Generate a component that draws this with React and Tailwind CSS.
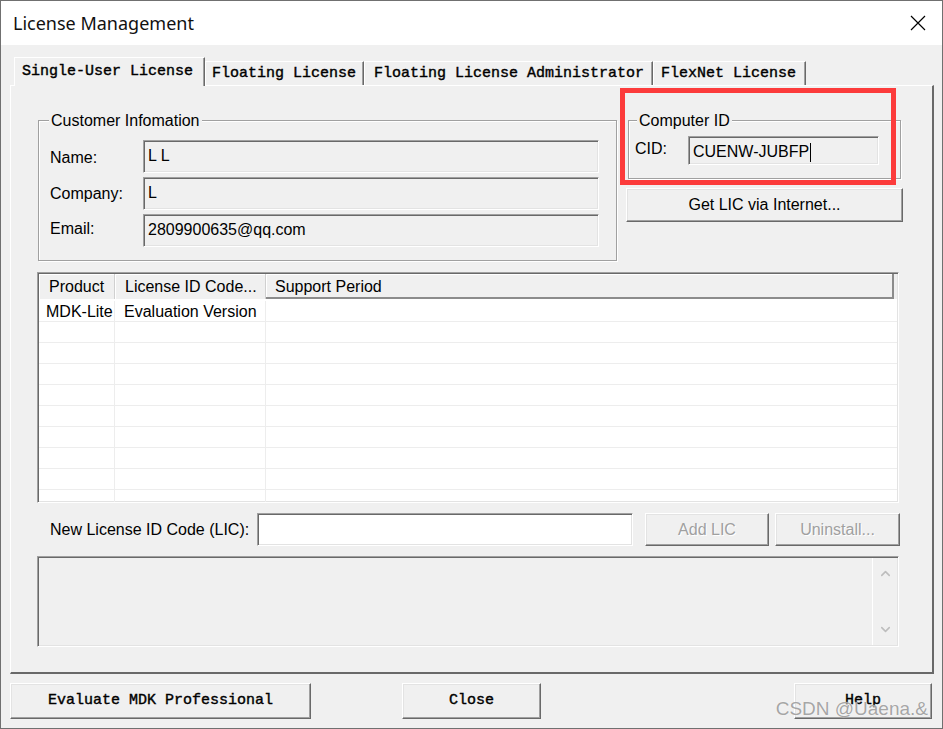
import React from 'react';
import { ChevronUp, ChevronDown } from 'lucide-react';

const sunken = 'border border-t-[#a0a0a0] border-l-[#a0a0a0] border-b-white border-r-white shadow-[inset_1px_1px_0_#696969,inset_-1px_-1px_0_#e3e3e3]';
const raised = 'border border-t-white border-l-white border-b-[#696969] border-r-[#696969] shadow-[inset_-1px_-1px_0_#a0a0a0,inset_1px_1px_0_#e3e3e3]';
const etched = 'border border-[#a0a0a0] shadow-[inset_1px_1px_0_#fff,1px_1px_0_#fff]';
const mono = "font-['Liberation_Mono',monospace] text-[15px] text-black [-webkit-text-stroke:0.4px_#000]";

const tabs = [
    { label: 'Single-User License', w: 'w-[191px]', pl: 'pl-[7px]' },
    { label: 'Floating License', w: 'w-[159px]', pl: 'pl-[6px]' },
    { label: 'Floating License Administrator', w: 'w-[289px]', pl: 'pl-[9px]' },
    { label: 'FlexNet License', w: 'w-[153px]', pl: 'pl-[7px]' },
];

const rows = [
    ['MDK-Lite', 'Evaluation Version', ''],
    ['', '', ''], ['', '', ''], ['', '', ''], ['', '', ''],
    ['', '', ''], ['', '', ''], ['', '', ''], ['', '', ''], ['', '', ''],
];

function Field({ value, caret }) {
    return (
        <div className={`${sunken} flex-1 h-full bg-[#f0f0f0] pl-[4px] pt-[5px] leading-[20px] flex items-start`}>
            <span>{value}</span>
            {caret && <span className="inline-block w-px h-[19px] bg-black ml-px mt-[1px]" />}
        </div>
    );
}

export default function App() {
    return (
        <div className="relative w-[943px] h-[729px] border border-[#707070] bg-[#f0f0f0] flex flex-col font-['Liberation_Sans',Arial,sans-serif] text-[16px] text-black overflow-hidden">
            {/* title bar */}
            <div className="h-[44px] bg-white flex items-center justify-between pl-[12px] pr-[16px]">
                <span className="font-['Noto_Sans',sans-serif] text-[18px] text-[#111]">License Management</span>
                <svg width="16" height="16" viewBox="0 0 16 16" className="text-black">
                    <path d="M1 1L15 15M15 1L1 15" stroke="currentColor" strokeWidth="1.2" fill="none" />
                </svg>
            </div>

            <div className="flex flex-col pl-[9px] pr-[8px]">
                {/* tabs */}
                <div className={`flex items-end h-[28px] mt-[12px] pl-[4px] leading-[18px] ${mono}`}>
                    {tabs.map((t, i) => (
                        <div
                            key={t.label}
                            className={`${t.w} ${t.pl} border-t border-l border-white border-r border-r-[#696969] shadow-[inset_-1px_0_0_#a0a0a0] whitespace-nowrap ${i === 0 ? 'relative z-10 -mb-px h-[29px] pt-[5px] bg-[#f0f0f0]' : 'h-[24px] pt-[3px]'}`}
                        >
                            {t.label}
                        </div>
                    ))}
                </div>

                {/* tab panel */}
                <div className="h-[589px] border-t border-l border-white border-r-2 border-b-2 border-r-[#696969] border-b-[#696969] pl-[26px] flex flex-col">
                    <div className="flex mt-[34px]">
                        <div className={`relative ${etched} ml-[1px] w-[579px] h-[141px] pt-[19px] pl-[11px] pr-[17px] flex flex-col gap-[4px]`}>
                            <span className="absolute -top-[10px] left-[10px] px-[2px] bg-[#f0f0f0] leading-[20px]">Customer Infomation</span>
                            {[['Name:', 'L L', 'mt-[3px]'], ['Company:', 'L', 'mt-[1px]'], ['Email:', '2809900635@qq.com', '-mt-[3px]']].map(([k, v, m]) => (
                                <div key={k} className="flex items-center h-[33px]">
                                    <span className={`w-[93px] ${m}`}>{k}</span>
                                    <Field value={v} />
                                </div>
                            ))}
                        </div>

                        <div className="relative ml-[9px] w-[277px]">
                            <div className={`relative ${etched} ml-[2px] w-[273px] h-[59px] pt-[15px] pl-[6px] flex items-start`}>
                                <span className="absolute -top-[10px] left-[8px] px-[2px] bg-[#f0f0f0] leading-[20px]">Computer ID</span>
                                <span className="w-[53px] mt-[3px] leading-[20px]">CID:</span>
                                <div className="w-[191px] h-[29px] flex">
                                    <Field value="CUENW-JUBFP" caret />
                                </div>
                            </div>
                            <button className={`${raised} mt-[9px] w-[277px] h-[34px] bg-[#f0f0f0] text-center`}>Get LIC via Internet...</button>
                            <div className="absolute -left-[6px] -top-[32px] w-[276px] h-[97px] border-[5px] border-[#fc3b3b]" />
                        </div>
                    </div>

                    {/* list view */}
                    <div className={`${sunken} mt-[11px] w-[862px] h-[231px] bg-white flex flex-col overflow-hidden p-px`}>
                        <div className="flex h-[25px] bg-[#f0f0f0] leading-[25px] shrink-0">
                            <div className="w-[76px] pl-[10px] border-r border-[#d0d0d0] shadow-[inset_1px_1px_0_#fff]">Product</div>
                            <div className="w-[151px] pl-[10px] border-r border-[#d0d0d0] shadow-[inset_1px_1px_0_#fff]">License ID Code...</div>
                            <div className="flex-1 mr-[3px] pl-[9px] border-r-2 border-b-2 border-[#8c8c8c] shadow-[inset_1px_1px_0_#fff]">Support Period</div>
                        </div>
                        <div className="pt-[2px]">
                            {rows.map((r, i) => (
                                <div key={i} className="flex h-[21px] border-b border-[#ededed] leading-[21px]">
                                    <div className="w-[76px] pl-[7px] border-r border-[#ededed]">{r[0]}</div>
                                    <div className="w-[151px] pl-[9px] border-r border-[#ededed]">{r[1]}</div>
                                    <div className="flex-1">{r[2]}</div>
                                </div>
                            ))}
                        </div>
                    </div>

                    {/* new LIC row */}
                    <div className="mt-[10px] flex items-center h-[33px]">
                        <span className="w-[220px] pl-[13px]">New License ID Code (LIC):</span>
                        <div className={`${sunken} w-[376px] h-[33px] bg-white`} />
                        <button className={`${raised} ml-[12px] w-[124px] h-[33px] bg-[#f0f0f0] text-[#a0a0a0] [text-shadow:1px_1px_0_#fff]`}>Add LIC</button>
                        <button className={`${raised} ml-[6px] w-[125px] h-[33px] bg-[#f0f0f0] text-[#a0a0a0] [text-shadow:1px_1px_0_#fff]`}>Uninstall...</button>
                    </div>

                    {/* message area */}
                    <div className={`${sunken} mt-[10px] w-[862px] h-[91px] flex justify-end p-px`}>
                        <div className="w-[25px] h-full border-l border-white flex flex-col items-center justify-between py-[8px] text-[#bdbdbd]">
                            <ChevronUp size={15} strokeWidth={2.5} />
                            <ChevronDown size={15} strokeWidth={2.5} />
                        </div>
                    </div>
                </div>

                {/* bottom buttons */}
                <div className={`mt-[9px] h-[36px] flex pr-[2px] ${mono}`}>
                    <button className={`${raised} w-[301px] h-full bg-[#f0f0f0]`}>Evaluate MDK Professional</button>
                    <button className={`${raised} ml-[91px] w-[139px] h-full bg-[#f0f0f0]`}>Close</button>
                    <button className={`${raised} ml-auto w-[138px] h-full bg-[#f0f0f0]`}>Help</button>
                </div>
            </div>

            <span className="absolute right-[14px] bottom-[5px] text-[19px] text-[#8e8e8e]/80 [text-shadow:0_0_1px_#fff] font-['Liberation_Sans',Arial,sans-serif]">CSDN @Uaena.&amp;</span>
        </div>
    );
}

▸ **Problem**: Every line of the data above should be quoted exactly. Omit the pictures.

▸ **Solution to the exercise**:
Generate a component that draws this with React and Tailwind CSS.
import React from 'react';
import { ChevronUp, ChevronDown } from 'lucide-react';

const sunken = 'border border-t-[#a0a0a0] border-l-[#a0a0a0] border-b-white border-r-white shadow-[inset_1px_1px_0_#696969,inset_-1px_-1px_0_#e3e3e3]';
const raised = 'border border-t-white border-l-white border-b-[#696969] border-r-[#696969] shadow-[inset_-1px_-1px_0_#a0a0a0,inset_1px_1px_0_#e3e3e3]';
const etched = 'border border-[#a0a0a0] shadow-[inset_1px_1px_0_#fff,1px_1px_0_#fff]';
const mono = "font-['Liberation_Mono',monospace] text-[15px] text-black [-webkit-text-stroke:0.4px_#000]";

const tabs = [
    { label: 'Single-User License', w: 'w-[191px]', pl: 'pl-[7px]' },
    { label: 'Floating License', w: 'w-[159px]', pl: 'pl-[6px]' },
    { label: 'Floating License Administrator', w: 'w-[289px]', pl: 'pl-[9px]' },
    { label: 'FlexNet License', w: 'w-[153px]', pl: 'pl-[7px]' },
];

const rows = [
    ['MDK-Lite', 'Evaluation Version', ''],
    ['', '', ''], ['', '', ''], ['', '', ''], ['', '', ''],
    ['', '', ''], ['', '', ''], ['', '', ''], ['', '', ''], ['', '', ''],
];

function Field({ value, caret }) {
    return (
        <div className={`${sunken} flex-1 h-full bg-[#f0f0f0] pl-[4px] pt-[5px] leading-[20px] flex items-start`}>
            <span>{value}</span>
            {caret && <span className="inline-block w-px h-[19px] bg-black ml-px mt-[1px]" />}
        </div>
    );
}

export default function App() {
    return (
        <div className="relative w-[943px] h-[729px] border border-[#707070] bg-[#f0f0f0] flex flex-col font-['Liberation_Sans',Arial,sans-serif] text-[16px] text-black overflow-hidden">
            {/* title bar */}
            <div className="h-[44px] bg-white flex items-center justify-between pl-[12px] pr-[16px]">
                <span className="font-['Noto_Sans',sans-serif] text-[18px] text-[#111]">License Management</span>
                <svg width="16" height="16" viewBox="0 0 16 16" className="text-black">
                    <path d="M1 1L15 15M15 1L1 15" stroke="currentColor" strokeWidth="1.2" fill="none" />
                </svg>
            </div>

            <div className="flex flex-col pl-[9px] pr-[8px]">
                {/* tabs */}
                <div className={`flex items-end h-[28px] mt-[12px] pl-[4px] leading-[18px] ${mono}`}>
                    {tabs.map((t, i) => (
                        <div
                            key={t.label}
                            className={`${t.w} ${t.pl} border-t border-l border-white border-r border-r-[#696969] shadow-[inset_-1px_0_0_#a0a0a0] whitespace-nowrap ${i === 0 ? 'relative z-10 -mb-px h-[29px] pt-[5px] bg-[#f0f0f0]' : 'h-[24px] pt-[3px]'}`}
                        >
                            {t.label}
                        </div>
                    ))}
                </div>

                {/* tab panel */}
                <div className="h-[589px] border-t border-l border-white border-r-2 border-b-2 border-r-[#696969] border-b-[#696969] pl-[26px] flex flex-col">
                    <div className="flex mt-[34px]">
                        <div className={`relative ${etched} ml-[1px] w-[579px] h-[141px] pt-[19px] pl-[11px] pr-[17px] flex flex-col gap-[4px]`}>
                            <span className="absolute -top-[10px] left-[10px] px-[2px] bg-[#f0f0f0] leading-[20px]">Customer Infomation</span>
                            {[['Name:', 'L L', 'mt-[3px]'], ['Company:', 'L', 'mt-[1px]'], ['Email:', '2809900635@qq.com', '-mt-[3px]']].map(([k, v, m]) => (
                                <div key={k} className="flex items-center h-[33px]">
                                    <span className={`w-[93px] ${m}`}>{k}</span>
                                    <Field value={v} />
                                </div>
                            ))}
                        </div>

                        <div className="relative ml-[9px] w-[277px]">
                            <div className={`relative ${etched} ml-[2px] w-[273px] h-[59px] pt-[15px] pl-[6px] flex items-start`}>
                                <span className="absolute -top-[10px] left-[8px] px-[2px] bg-[#f0f0f0] leading-[20px]">Computer ID</span>
                                <span className="w-[53px] mt-[3px] leading-[20px]">CID:</span>
                                <div className="w-[191px] h-[29px] flex">
                                    <Field value="CUENW-JUBFP" caret />
                                </div>
                            </div>
                            <button className={`${raised} mt-[9px] w-[277px] h-[34px] bg-[#f0f0f0] text-center`}>Get LIC via Internet...</button>
                            <div className="absolute -left-[6px] -top-[32px] w-[276px] h-[97px] border-[5px] border-[#fc3b3b]" />
                        </div>
                    </div>

                    {/* list view */}
                    <div className={`${sunken} mt-[11px] w-[862px] h-[231px] bg-white flex flex-col overflow-hidden p-px`}>
                        <div className="flex h-[25px] bg-[#f0f0f0] leading-[25px] shrink-0">
                            <div className="w-[76px] pl-[10px] border-r border-[#d0d0d0] shadow-[inset_1px_1px_0_#fff]">Product</div>
                            <div className="w-[151px] pl-[10px] border-r border-[#d0d0d0] shadow-[inset_1px_1px_0_#fff]">License ID Code...</div>
                            <div className="flex-1 mr-[3px] pl-[9px] border-r-2 border-b-2 border-[#8c8c8c] shadow-[inset_1px_1px_0_#fff]">Support Period</div>
                        </div>
                        <div className="pt-[2px]">
                            {rows.map((r, i) => (
                                <div key={i} className="flex h-[21px] border-b border-[#ededed] leading-[21px]">
                                    <div className="w-[76px] pl-[7px] border-r border-[#ededed]">{r[0]}</div>
                                    <div className="w-[151px] pl-[9px] border-r border-[#ededed]">{r[1]}</div>
                                    <div className="flex-1">{r[2]}</div>
                                </div>
                            ))}
                        </div>
                    </div>

                    {/* new LIC row */}
                    <div className="mt-[10px] flex items-center h-[33px]">
                        <span className="w-[220px] pl-[13px]">New License ID Code (LIC):</span>
                        <div className={`${sunken} w-[376px] h-[33px] bg-white`} />
                        <button className={`${raised} ml-[12px] w-[124px] h-[33px] bg-[#f0f0f0] text-[#a0a0a0] [text-shadow:1px_1px_0_#fff]`}>Add LIC</button>
                        <button className={`${raised} ml-[6px] w-[125px] h-[33px] bg-[#f0f0f0] text-[#a0a0a0] [text-shadow:1px_1px_0_#fff]`}>Uninstall...</button>
                    </div>

                    {/* message area */}
                    <div className={`${sunken} mt-[10px] w-[862px] h-[91px] flex justify-end p-px`}>
                        <div className="w-[25px] h-full border-l border-white flex flex-col items-center justify-between py-[8px] text-[#bdbdbd]">
                            <ChevronUp size={15} strokeWidth={2.5} />
                            <ChevronDown size={15} strokeWidth={2.5} />
                        </div>
                    </div>
                </div>

                {/* bottom buttons */}
                <div className={`mt-[9px] h-[36px] flex pr-[2px] ${mono}`}>
                    <button className={`${raised} w-[301px] h-full bg-[#f0f0f0]`}>Evaluate MDK Professional</button>
                    <button className={`${raised} ml-[91px] w-[139px] h-full bg-[#f0f0f0]`}>Close</button>
                    <button className={`${raised} ml-auto w-[138px] h-full bg-[#f0f0f0]`}>Help</button>
                </div>
            </div>

            <span className="absolute right-[14px] bottom-[5px] text-[19px] text-[#8e8e8e]/80 [text-shadow:0_0_1px_#fff] font-['Liberation_Sans',Arial,sans-serif]">CSDN @Uaena.&amp;</span>
        </div>
    );
}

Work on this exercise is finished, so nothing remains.